What is required — Copy out the data below as written; omit any images.

Data shown —
## Start

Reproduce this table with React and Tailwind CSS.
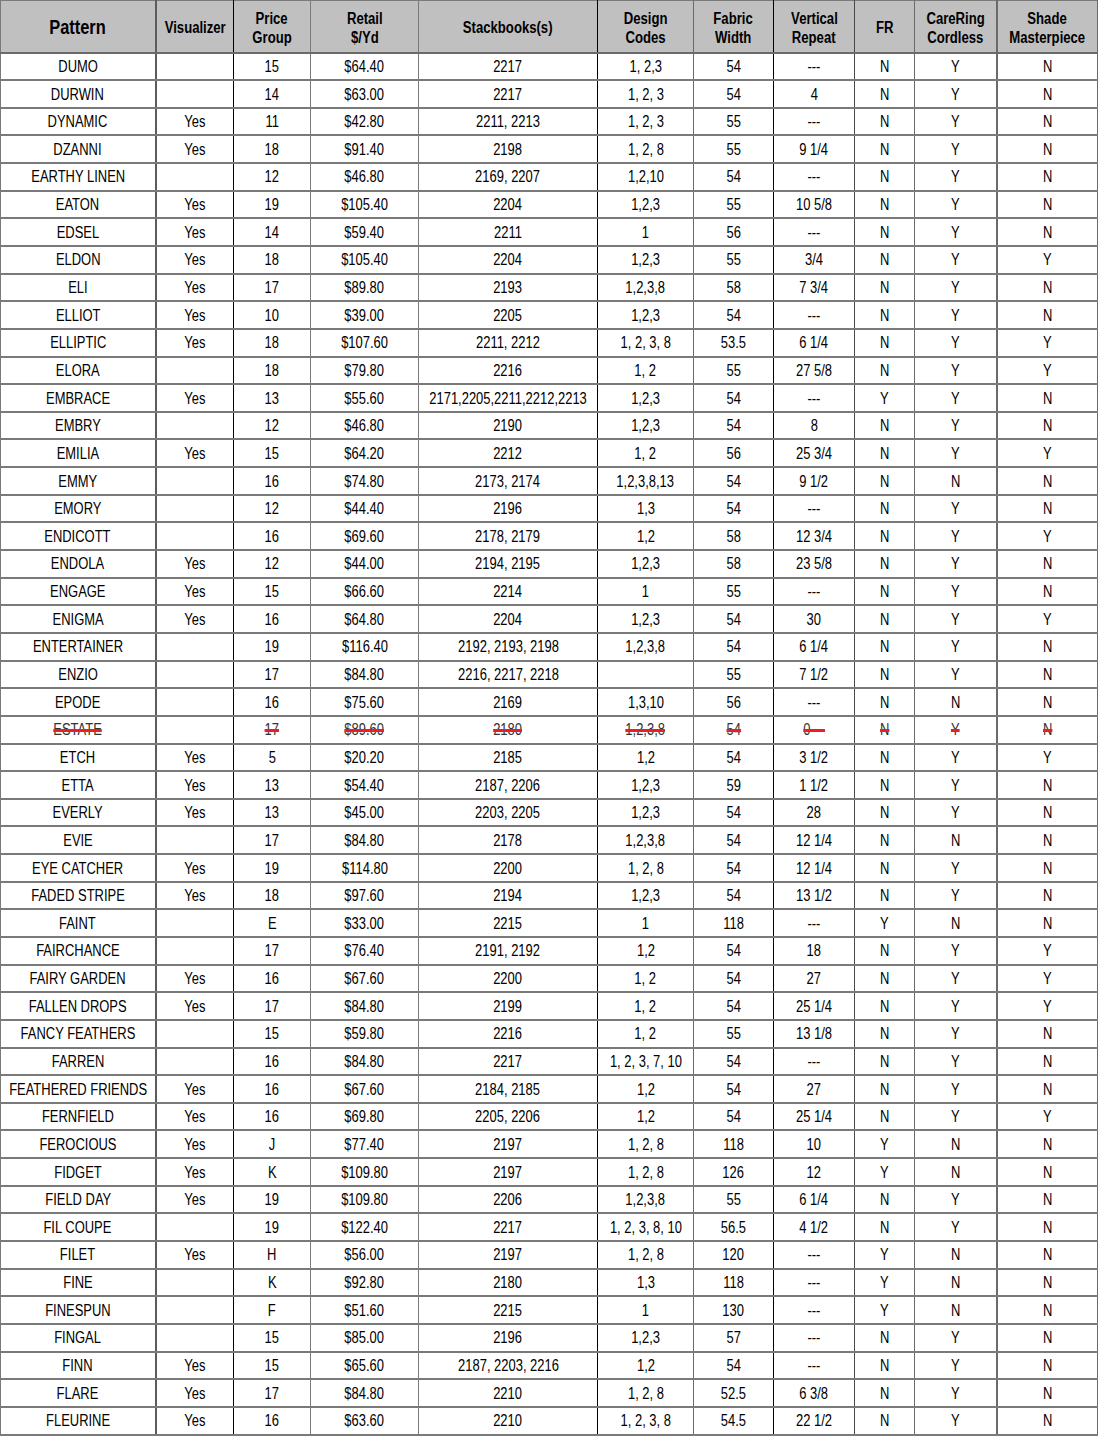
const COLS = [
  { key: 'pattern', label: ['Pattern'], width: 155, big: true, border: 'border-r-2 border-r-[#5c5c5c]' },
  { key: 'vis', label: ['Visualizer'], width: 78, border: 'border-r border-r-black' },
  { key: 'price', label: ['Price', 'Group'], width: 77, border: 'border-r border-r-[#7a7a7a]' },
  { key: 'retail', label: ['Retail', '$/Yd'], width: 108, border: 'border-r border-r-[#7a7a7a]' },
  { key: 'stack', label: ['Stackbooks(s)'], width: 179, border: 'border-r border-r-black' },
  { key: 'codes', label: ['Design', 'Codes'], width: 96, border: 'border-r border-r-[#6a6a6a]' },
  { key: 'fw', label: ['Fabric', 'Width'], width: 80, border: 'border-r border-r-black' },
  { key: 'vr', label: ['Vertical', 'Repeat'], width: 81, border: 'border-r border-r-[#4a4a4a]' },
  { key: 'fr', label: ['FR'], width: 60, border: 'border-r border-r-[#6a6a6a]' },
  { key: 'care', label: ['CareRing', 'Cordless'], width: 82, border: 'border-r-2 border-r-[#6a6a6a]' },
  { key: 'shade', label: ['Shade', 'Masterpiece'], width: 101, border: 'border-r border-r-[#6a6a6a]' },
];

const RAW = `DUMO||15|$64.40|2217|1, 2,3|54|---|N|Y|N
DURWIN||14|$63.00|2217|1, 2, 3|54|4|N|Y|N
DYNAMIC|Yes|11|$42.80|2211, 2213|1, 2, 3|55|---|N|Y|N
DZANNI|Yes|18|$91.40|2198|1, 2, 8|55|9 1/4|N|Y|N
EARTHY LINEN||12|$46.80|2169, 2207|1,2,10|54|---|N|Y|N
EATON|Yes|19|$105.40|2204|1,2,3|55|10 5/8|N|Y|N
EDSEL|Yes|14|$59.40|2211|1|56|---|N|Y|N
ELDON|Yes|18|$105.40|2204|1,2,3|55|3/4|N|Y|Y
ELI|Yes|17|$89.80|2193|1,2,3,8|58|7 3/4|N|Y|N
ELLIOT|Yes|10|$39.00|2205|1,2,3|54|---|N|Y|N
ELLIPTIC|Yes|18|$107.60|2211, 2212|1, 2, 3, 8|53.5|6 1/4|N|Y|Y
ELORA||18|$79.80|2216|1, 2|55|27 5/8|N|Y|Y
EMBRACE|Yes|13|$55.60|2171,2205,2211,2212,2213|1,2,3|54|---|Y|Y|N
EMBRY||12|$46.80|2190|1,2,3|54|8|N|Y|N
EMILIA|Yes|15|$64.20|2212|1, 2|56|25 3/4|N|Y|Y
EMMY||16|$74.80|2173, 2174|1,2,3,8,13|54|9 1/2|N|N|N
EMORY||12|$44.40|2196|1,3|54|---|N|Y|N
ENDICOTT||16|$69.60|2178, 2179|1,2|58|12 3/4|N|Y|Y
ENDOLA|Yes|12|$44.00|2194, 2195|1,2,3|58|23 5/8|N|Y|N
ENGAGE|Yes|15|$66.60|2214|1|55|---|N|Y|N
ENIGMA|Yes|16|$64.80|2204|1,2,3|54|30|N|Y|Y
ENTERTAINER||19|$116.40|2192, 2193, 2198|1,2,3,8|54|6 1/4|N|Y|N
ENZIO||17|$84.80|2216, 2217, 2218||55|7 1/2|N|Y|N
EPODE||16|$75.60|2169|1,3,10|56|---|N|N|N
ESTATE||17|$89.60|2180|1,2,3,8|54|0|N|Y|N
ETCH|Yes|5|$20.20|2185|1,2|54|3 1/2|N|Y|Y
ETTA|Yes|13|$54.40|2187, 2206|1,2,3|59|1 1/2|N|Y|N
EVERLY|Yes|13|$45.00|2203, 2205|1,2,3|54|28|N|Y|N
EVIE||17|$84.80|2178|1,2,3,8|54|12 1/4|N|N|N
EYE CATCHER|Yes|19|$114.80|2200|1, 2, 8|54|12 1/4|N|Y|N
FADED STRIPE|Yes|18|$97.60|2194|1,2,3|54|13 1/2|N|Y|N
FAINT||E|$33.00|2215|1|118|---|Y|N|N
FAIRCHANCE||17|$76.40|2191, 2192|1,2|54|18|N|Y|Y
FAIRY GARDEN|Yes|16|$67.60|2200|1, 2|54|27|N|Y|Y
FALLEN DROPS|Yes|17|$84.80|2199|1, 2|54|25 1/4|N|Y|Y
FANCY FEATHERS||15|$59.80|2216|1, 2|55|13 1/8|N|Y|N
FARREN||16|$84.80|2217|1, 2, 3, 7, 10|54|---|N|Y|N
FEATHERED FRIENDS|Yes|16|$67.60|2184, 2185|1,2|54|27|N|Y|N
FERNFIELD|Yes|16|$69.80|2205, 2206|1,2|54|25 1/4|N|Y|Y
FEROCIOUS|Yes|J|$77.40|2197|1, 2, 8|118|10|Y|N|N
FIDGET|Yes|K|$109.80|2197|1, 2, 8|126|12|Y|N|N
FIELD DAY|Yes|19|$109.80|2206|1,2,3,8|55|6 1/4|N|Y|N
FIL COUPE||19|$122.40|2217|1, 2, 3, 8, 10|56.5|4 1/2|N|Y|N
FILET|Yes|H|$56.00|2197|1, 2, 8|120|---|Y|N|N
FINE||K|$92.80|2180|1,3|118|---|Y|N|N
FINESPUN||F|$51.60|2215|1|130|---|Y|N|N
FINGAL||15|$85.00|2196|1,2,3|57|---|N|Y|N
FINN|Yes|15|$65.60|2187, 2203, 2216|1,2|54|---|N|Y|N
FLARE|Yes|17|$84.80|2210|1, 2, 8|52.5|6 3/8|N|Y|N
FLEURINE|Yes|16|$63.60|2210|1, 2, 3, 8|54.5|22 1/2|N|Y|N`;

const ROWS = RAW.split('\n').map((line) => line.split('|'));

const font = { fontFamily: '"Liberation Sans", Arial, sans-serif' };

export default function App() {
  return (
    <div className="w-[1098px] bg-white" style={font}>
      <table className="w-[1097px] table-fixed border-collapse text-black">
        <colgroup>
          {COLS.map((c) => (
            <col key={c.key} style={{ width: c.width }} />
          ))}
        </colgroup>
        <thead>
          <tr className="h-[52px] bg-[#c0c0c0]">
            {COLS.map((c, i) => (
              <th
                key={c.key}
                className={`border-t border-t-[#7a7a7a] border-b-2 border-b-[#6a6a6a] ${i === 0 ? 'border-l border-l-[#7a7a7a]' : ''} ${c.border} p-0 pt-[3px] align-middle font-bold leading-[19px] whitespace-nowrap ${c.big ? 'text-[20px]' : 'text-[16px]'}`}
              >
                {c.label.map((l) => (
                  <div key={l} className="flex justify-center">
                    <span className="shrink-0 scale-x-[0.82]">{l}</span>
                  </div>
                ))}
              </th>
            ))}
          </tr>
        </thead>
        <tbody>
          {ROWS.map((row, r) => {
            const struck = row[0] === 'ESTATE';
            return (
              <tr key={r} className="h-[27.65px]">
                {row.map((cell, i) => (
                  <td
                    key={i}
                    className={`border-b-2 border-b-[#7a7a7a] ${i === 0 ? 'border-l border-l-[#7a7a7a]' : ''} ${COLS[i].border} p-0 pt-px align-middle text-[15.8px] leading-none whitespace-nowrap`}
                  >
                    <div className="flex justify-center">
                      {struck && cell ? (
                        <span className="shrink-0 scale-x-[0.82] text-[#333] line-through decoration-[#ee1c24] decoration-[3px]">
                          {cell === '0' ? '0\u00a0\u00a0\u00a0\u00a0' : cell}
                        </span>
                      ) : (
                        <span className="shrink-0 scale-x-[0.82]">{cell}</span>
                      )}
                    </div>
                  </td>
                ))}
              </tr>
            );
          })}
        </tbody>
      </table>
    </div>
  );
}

## End

Exercise output —
Reproduce this table with React and Tailwind CSS.
const COLS = [
  { key: 'pattern', label: ['Pattern'], width: 155, big: true, border: 'border-r-2 border-r-[#5c5c5c]' },
  { key: 'vis', label: ['Visualizer'], width: 78, border: 'border-r border-r-black' },
  { key: 'price', label: ['Price', 'Group'], width: 77, border: 'border-r border-r-[#7a7a7a]' },
  { key: 'retail', label: ['Retail', '$/Yd'], width: 108, border: 'border-r border-r-[#7a7a7a]' },
  { key: 'stack', label: ['Stackbooks(s)'], width: 179, border: 'border-r border-r-black' },
  { key: 'codes', label: ['Design', 'Codes'], width: 96, border: 'border-r border-r-[#6a6a6a]' },
  { key: 'fw', label: ['Fabric', 'Width'], width: 80, border: 'border-r border-r-black' },
  { key: 'vr', label: ['Vertical', 'Repeat'], width: 81, border: 'border-r border-r-[#4a4a4a]' },
  { key: 'fr', label: ['FR'], width: 60, border: 'border-r border-r-[#6a6a6a]' },
  { key: 'care', label: ['CareRing', 'Cordless'], width: 82, border: 'border-r-2 border-r-[#6a6a6a]' },
  { key: 'shade', label: ['Shade', 'Masterpiece'], width: 101, border: 'border-r border-r-[#6a6a6a]' },
];

const RAW = `DUMO||15|$64.40|2217|1, 2,3|54|---|N|Y|N
DURWIN||14|$63.00|2217|1, 2, 3|54|4|N|Y|N
DYNAMIC|Yes|11|$42.80|2211, 2213|1, 2, 3|55|---|N|Y|N
DZANNI|Yes|18|$91.40|2198|1, 2, 8|55|9 1/4|N|Y|N
EARTHY LINEN||12|$46.80|2169, 2207|1,2,10|54|---|N|Y|N
EATON|Yes|19|$105.40|2204|1,2,3|55|10 5/8|N|Y|N
EDSEL|Yes|14|$59.40|2211|1|56|---|N|Y|N
ELDON|Yes|18|$105.40|2204|1,2,3|55|3/4|N|Y|Y
ELI|Yes|17|$89.80|2193|1,2,3,8|58|7 3/4|N|Y|N
ELLIOT|Yes|10|$39.00|2205|1,2,3|54|---|N|Y|N
ELLIPTIC|Yes|18|$107.60|2211, 2212|1, 2, 3, 8|53.5|6 1/4|N|Y|Y
ELORA||18|$79.80|2216|1, 2|55|27 5/8|N|Y|Y
EMBRACE|Yes|13|$55.60|2171,2205,2211,2212,2213|1,2,3|54|---|Y|Y|N
EMBRY||12|$46.80|2190|1,2,3|54|8|N|Y|N
EMILIA|Yes|15|$64.20|2212|1, 2|56|25 3/4|N|Y|Y
EMMY||16|$74.80|2173, 2174|1,2,3,8,13|54|9 1/2|N|N|N
EMORY||12|$44.40|2196|1,3|54|---|N|Y|N
ENDICOTT||16|$69.60|2178, 2179|1,2|58|12 3/4|N|Y|Y
ENDOLA|Yes|12|$44.00|2194, 2195|1,2,3|58|23 5/8|N|Y|N
ENGAGE|Yes|15|$66.60|2214|1|55|---|N|Y|N
ENIGMA|Yes|16|$64.80|2204|1,2,3|54|30|N|Y|Y
ENTERTAINER||19|$116.40|2192, 2193, 2198|1,2,3,8|54|6 1/4|N|Y|N
ENZIO||17|$84.80|2216, 2217, 2218||55|7 1/2|N|Y|N
EPODE||16|$75.60|2169|1,3,10|56|---|N|N|N
ESTATE||17|$89.60|2180|1,2,3,8|54|0|N|Y|N
ETCH|Yes|5|$20.20|2185|1,2|54|3 1/2|N|Y|Y
ETTA|Yes|13|$54.40|2187, 2206|1,2,3|59|1 1/2|N|Y|N
EVERLY|Yes|13|$45.00|2203, 2205|1,2,3|54|28|N|Y|N
EVIE||17|$84.80|2178|1,2,3,8|54|12 1/4|N|N|N
EYE CATCHER|Yes|19|$114.80|2200|1, 2, 8|54|12 1/4|N|Y|N
FADED STRIPE|Yes|18|$97.60|2194|1,2,3|54|13 1/2|N|Y|N
FAINT||E|$33.00|2215|1|118|---|Y|N|N
FAIRCHANCE||17|$76.40|2191, 2192|1,2|54|18|N|Y|Y
FAIRY GARDEN|Yes|16|$67.60|2200|1, 2|54|27|N|Y|Y
FALLEN DROPS|Yes|17|$84.80|2199|1, 2|54|25 1/4|N|Y|Y
FANCY FEATHERS||15|$59.80|2216|1, 2|55|13 1/8|N|Y|N
FARREN||16|$84.80|2217|1, 2, 3, 7, 10|54|---|N|Y|N
FEATHERED FRIENDS|Yes|16|$67.60|2184, 2185|1,2|54|27|N|Y|N
FERNFIELD|Yes|16|$69.80|2205, 2206|1,2|54|25 1/4|N|Y|Y
FEROCIOUS|Yes|J|$77.40|2197|1, 2, 8|118|10|Y|N|N
FIDGET|Yes|K|$109.80|2197|1, 2, 8|126|12|Y|N|N
FIELD DAY|Yes|19|$109.80|2206|1,2,3,8|55|6 1/4|N|Y|N
FIL COUPE||19|$122.40|2217|1, 2, 3, 8, 10|56.5|4 1/2|N|Y|N
FILET|Yes|H|$56.00|2197|1, 2, 8|120|---|Y|N|N
FINE||K|$92.80|2180|1,3|118|---|Y|N|N
FINESPUN||F|$51.60|2215|1|130|---|Y|N|N
FINGAL||15|$85.00|2196|1,2,3|57|---|N|Y|N
FINN|Yes|15|$65.60|2187, 2203, 2216|1,2|54|---|N|Y|N
FLARE|Yes|17|$84.80|2210|1, 2, 8|52.5|6 3/8|N|Y|N
FLEURINE|Yes|16|$63.60|2210|1, 2, 3, 8|54.5|22 1/2|N|Y|N`;

const ROWS = RAW.split('\n').map((line) => line.split('|'));

const font = { fontFamily: '"Liberation Sans", Arial, sans-serif' };

export default function App() {
  return (
    <div className="w-[1098px] bg-white" style={font}>
      <table className="w-[1097px] table-fixed border-collapse text-black">
        <colgroup>
          {COLS.map((c) => (
            <col key={c.key} style={{ width: c.width }} />
          ))}
        </colgroup>
        <thead>
          <tr className="h-[52px] bg-[#c0c0c0]">
            {COLS.map((c, i) => (
              <th
                key={c.key}
                className={`border-t border-t-[#7a7a7a] border-b-2 border-b-[#6a6a6a] ${i === 0 ? 'border-l border-l-[#7a7a7a]' : ''} ${c.border} p-0 pt-[3px] align-middle font-bold leading-[19px] whitespace-nowrap ${c.big ? 'text-[20px]' : 'text-[16px]'}`}
              >
                {c.label.map((l) => (
                  <div key={l} className="flex justify-center">
                    <span className="shrink-0 scale-x-[0.82]">{l}</span>
                  </div>
                ))}
              </th>
            ))}
          </tr>
        </thead>
        <tbody>
          {ROWS.map((row, r) => {
            const struck = row[0] === 'ESTATE';
            return (
              <tr key={r} className="h-[27.65px]">
                {row.map((cell, i) => (
                  <td
                    key={i}
                    className={`border-b-2 border-b-[#7a7a7a] ${i === 0 ? 'border-l border-l-[#7a7a7a]' : ''} ${COLS[i].border} p-0 pt-px align-middle text-[15.8px] leading-none whitespace-nowrap`}
                  >
                    <div className="flex justify-center">
                      {struck && cell ? (
                        <span className="shrink-0 scale-x-[0.82] text-[#333] line-through decoration-[#ee1c24] decoration-[3px]">
                          {cell === '0' ? '0\u00a0\u00a0\u00a0\u00a0' : cell}
                        </span>
                      ) : (
                        <span className="shrink-0 scale-x-[0.82]">{cell}</span>
                      )}
                    </div>
                  </td>
                ))}
              </tr>
            );
          })}
        </tbody>
      </table>
    </div>
  );
}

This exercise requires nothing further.